◆ DATA PROVIDED
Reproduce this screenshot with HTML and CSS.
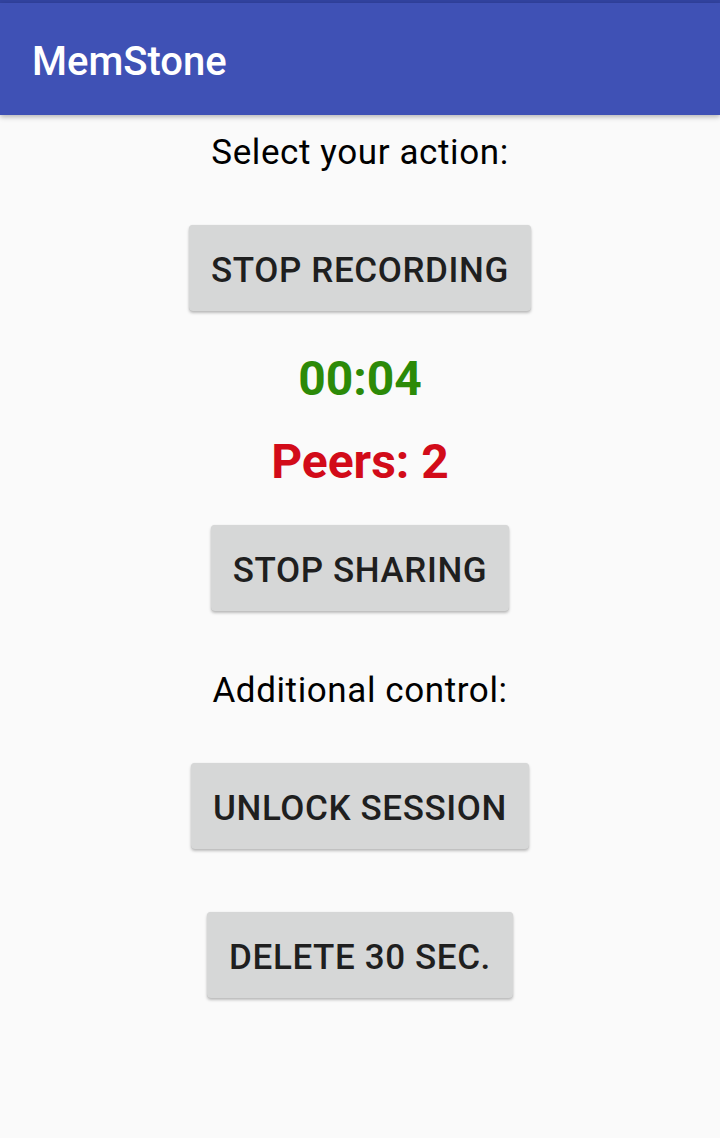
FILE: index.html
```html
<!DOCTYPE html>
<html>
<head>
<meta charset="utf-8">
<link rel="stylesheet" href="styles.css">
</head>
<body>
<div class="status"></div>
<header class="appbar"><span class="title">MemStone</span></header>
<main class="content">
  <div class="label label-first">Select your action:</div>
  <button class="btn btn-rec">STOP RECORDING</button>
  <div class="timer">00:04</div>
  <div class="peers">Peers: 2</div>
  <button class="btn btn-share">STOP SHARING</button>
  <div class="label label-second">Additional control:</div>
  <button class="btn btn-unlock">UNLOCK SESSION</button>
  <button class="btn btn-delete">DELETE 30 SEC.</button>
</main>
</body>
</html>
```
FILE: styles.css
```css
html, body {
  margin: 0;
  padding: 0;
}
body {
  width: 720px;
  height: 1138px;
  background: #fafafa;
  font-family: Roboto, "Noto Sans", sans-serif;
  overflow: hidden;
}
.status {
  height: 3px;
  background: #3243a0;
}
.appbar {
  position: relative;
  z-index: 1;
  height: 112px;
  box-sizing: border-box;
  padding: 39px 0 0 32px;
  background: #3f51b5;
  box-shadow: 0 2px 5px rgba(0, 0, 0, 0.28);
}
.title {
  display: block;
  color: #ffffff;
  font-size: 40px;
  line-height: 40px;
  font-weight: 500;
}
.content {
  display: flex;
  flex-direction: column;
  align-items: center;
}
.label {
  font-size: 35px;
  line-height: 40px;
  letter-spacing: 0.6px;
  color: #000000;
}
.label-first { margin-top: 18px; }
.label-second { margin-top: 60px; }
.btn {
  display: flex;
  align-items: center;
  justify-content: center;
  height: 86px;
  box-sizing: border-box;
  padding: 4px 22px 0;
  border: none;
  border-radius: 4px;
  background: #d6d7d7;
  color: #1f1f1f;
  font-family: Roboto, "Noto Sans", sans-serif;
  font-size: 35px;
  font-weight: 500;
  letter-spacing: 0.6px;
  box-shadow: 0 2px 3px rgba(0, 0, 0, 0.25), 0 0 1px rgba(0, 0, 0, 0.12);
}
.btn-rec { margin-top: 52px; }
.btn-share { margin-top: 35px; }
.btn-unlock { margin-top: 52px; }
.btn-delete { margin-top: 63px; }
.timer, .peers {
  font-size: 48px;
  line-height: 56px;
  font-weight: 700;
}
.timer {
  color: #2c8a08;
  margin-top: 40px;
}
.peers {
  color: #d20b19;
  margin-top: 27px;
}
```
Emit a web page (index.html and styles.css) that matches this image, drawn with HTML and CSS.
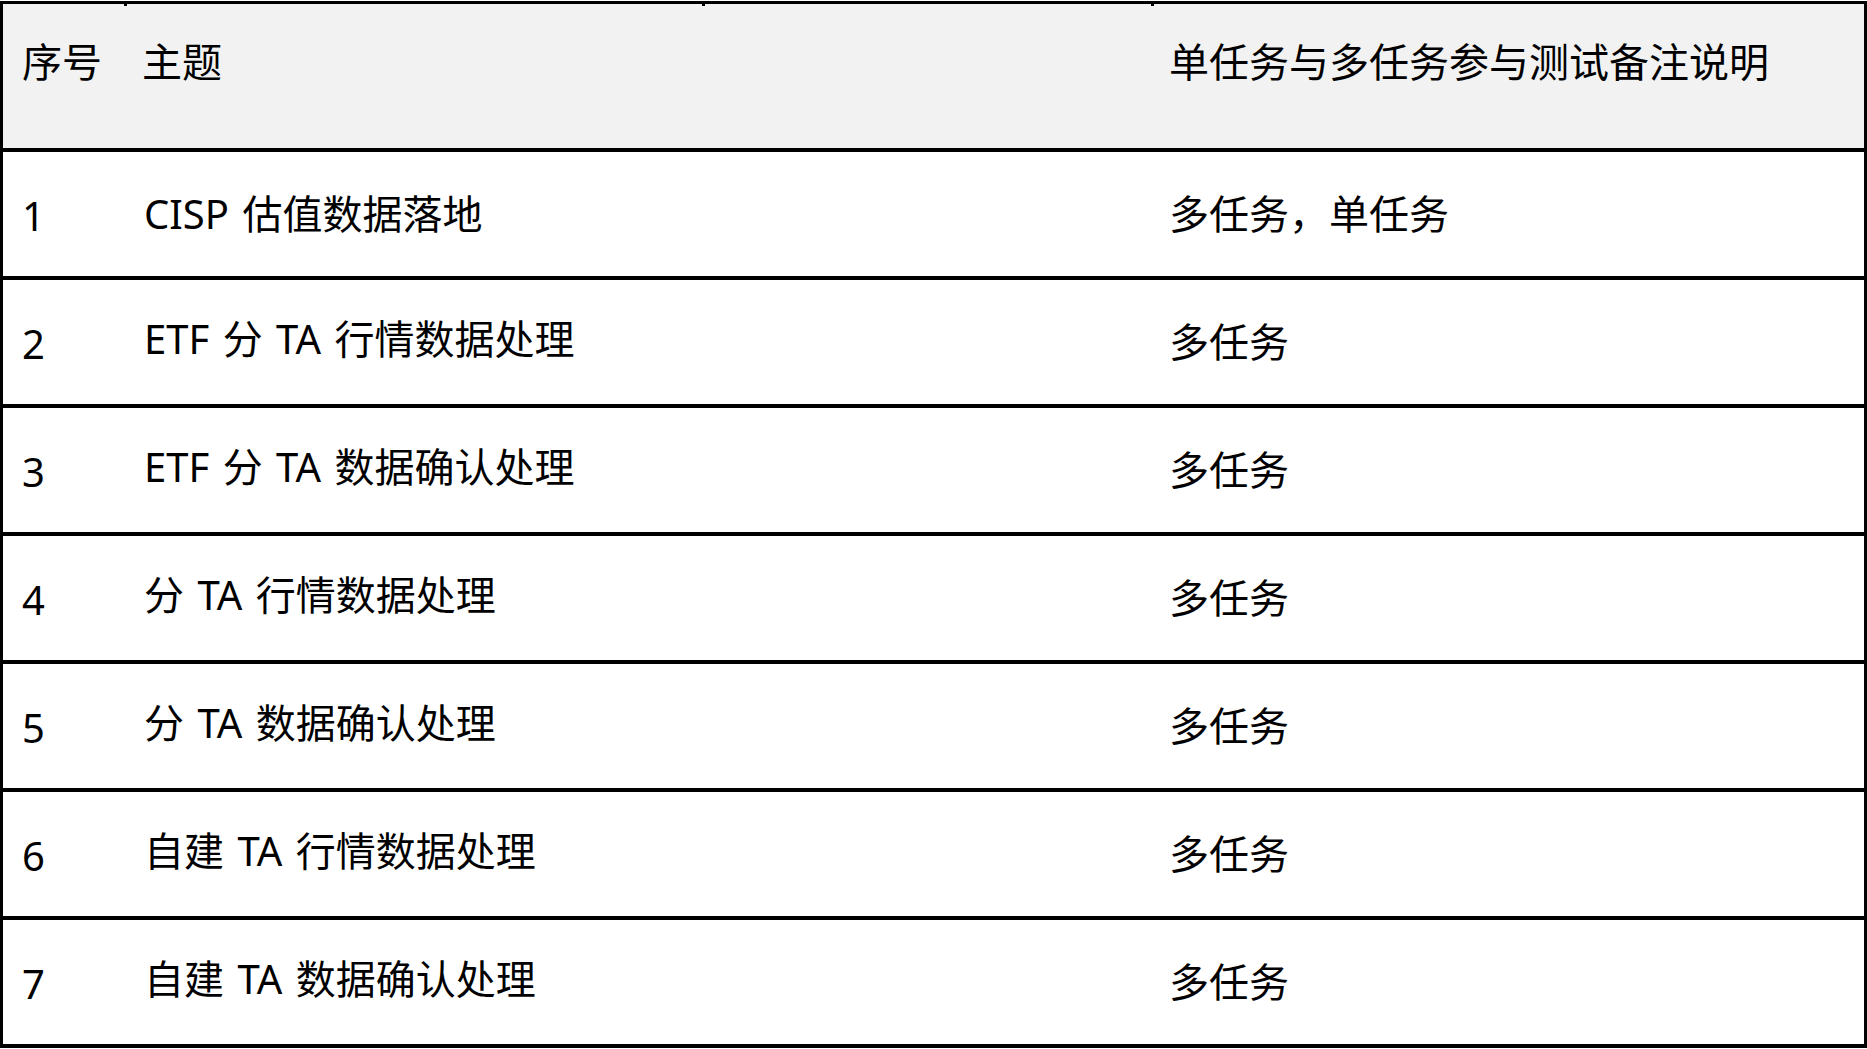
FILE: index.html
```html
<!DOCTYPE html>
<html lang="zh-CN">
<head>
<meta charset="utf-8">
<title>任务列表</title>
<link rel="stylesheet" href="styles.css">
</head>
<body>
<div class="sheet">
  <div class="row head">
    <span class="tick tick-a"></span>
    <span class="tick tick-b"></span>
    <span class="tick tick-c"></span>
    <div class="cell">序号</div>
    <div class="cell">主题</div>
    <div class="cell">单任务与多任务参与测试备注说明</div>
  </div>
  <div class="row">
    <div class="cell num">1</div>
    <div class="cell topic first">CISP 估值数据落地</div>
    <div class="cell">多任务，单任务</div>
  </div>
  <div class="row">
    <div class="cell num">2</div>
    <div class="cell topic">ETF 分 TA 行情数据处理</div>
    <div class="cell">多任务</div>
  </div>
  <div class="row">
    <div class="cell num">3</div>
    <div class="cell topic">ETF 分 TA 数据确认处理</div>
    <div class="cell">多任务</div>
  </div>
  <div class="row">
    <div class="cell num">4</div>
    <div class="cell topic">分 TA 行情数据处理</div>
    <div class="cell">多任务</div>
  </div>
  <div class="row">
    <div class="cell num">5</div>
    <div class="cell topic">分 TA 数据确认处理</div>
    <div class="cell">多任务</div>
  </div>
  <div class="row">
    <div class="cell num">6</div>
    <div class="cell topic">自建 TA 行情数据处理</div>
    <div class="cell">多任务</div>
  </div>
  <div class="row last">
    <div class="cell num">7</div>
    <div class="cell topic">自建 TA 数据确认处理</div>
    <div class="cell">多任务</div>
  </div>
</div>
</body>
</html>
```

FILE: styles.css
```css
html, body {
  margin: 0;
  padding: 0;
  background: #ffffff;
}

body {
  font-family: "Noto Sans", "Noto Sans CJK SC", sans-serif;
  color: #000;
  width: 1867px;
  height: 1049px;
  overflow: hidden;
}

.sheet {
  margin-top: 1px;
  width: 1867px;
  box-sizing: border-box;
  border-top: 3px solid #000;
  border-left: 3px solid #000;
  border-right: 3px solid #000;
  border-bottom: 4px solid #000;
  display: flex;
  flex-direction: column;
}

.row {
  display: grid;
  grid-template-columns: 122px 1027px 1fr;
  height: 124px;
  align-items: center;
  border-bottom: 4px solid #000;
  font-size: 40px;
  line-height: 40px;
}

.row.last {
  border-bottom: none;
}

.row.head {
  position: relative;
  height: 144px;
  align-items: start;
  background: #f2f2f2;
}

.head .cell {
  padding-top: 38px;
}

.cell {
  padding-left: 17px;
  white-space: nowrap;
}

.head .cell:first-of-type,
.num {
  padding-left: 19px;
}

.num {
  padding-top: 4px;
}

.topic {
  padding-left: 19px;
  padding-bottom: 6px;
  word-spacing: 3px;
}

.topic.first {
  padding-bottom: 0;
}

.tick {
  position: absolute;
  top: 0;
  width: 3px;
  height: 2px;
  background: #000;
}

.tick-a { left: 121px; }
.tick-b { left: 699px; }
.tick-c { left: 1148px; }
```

◆ TASK TO COMPLETE
Give back the entries verbatim. Do not include any picture.

◆ RESULT FOR THIS TASK
Reproduce this screenshot with HTML and CSS.
FILE: index.html
```html
<!DOCTYPE html>
<html>
<head>
<meta charset="utf-8">
<link rel="stylesheet" href="styles.css">
</head>
<body>
<div class="status"></div>
<header class="appbar"><span class="title">MemStone</span></header>
<main class="content">
  <div class="label label-first">Select your action:</div>
  <button class="btn btn-rec">STOP RECORDING</button>
  <div class="timer">00:04</div>
  <div class="peers">Peers: 2</div>
  <button class="btn btn-share">STOP SHARING</button>
  <div class="label label-second">Additional control:</div>
  <button class="btn btn-unlock">UNLOCK SESSION</button>
  <button class="btn btn-delete">DELETE 30 SEC.</button>
</main>
</body>
</html>
```
FILE: styles.css
```css
html, body {
  margin: 0;
  padding: 0;
}
body {
  width: 720px;
  height: 1138px;
  background: #fafafa;
  font-family: Roboto, "Noto Sans", sans-serif;
  overflow: hidden;
}
.status {
  height: 3px;
  background: #3243a0;
}
.appbar {
  position: relative;
  z-index: 1;
  height: 112px;
  box-sizing: border-box;
  padding: 39px 0 0 32px;
  background: #3f51b5;
  box-shadow: 0 2px 5px rgba(0, 0, 0, 0.28);
}
.title {
  display: block;
  color: #ffffff;
  font-size: 40px;
  line-height: 40px;
  font-weight: 500;
}
.content {
  display: flex;
  flex-direction: column;
  align-items: center;
}
.label {
  font-size: 35px;
  line-height: 40px;
  letter-spacing: 0.6px;
  color: #000000;
}
.label-first { margin-top: 18px; }
.label-second { margin-top: 60px; }
.btn {
  display: flex;
  align-items: center;
  justify-content: center;
  height: 86px;
  box-sizing: border-box;
  padding: 4px 22px 0;
  border: none;
  border-radius: 4px;
  background: #d6d7d7;
  color: #1f1f1f;
  font-family: Roboto, "Noto Sans", sans-serif;
  font-size: 35px;
  font-weight: 500;
  letter-spacing: 0.6px;
  box-shadow: 0 2px 3px rgba(0, 0, 0, 0.25), 0 0 1px rgba(0, 0, 0, 0.12);
}
.btn-rec { margin-top: 52px; }
.btn-share { margin-top: 35px; }
.btn-unlock { margin-top: 52px; }
.btn-delete { margin-top: 63px; }
.timer, .peers {
  font-size: 48px;
  line-height: 56px;
  font-weight: 700;
}
.timer {
  color: #2c8a08;
  margin-top: 40px;
}
.peers {
  color: #d20b19;
  margin-top: 27px;
}
```
Emit a web page (index.html and styles.css) that matches this image, drawn with HTML and CSS.
FILE: index.html
```html
<!DOCTYPE html>
<html lang="zh-CN">
<head>
<meta charset="utf-8">
<title>任务列表</title>
<link rel="stylesheet" href="styles.css">
</head>
<body>
<div class="sheet">
  <div class="row head">
    <span class="tick tick-a"></span>
    <span class="tick tick-b"></span>
    <span class="tick tick-c"></span>
    <div class="cell">序号</div>
    <div class="cell">主题</div>
    <div class="cell">单任务与多任务参与测试备注说明</div>
  </div>
  <div class="row">
    <div class="cell num">1</div>
    <div class="cell topic first">CISP 估值数据落地</div>
    <div class="cell">多任务，单任务</div>
  </div>
  <div class="row">
    <div class="cell num">2</div>
    <div class="cell topic">ETF 分 TA 行情数据处理</div>
    <div class="cell">多任务</div>
  </div>
  <div class="row">
    <div class="cell num">3</div>
    <div class="cell topic">ETF 分 TA 数据确认处理</div>
    <div class="cell">多任务</div>
  </div>
  <div class="row">
    <div class="cell num">4</div>
    <div class="cell topic">分 TA 行情数据处理</div>
    <div class="cell">多任务</div>
  </div>
  <div class="row">
    <div class="cell num">5</div>
    <div class="cell topic">分 TA 数据确认处理</div>
    <div class="cell">多任务</div>
  </div>
  <div class="row">
    <div class="cell num">6</div>
    <div class="cell topic">自建 TA 行情数据处理</div>
    <div class="cell">多任务</div>
  </div>
  <div class="row last">
    <div class="cell num">7</div>
    <div class="cell topic">自建 TA 数据确认处理</div>
    <div class="cell">多任务</div>
  </div>
</div>
</body>
</html>
```

FILE: styles.css
```css
html, body {
  margin: 0;
  padding: 0;
  background: #ffffff;
}

body {
  font-family: "Noto Sans", "Noto Sans CJK SC", sans-serif;
  color: #000;
  width: 1867px;
  height: 1049px;
  overflow: hidden;
}

.sheet {
  margin-top: 1px;
  width: 1867px;
  box-sizing: border-box;
  border-top: 3px solid #000;
  border-left: 3px solid #000;
  border-right: 3px solid #000;
  border-bottom: 4px solid #000;
  display: flex;
  flex-direction: column;
}

.row {
  display: grid;
  grid-template-columns: 122px 1027px 1fr;
  height: 124px;
  align-items: center;
  border-bottom: 4px solid #000;
  font-size: 40px;
  line-height: 40px;
}

.row.last {
  border-bottom: none;
}

.row.head {
  position: relative;
  height: 144px;
  align-items: start;
  background: #f2f2f2;
}

.head .cell {
  padding-top: 38px;
}

.cell {
  padding-left: 17px;
  white-space: nowrap;
}

.head .cell:first-of-type,
.num {
  padding-left: 19px;
}

.num {
  padding-top: 4px;
}

.topic {
  padding-left: 19px;
  padding-bottom: 6px;
  word-spacing: 3px;
}

.topic.first {
  padding-bottom: 0;
}

.tick {
  position: absolute;
  top: 0;
  width: 3px;
  height: 2px;
  background: #000;
}

.tick-a { left: 121px; }
.tick-b { left: 699px; }
.tick-c { left: 1148px; }
```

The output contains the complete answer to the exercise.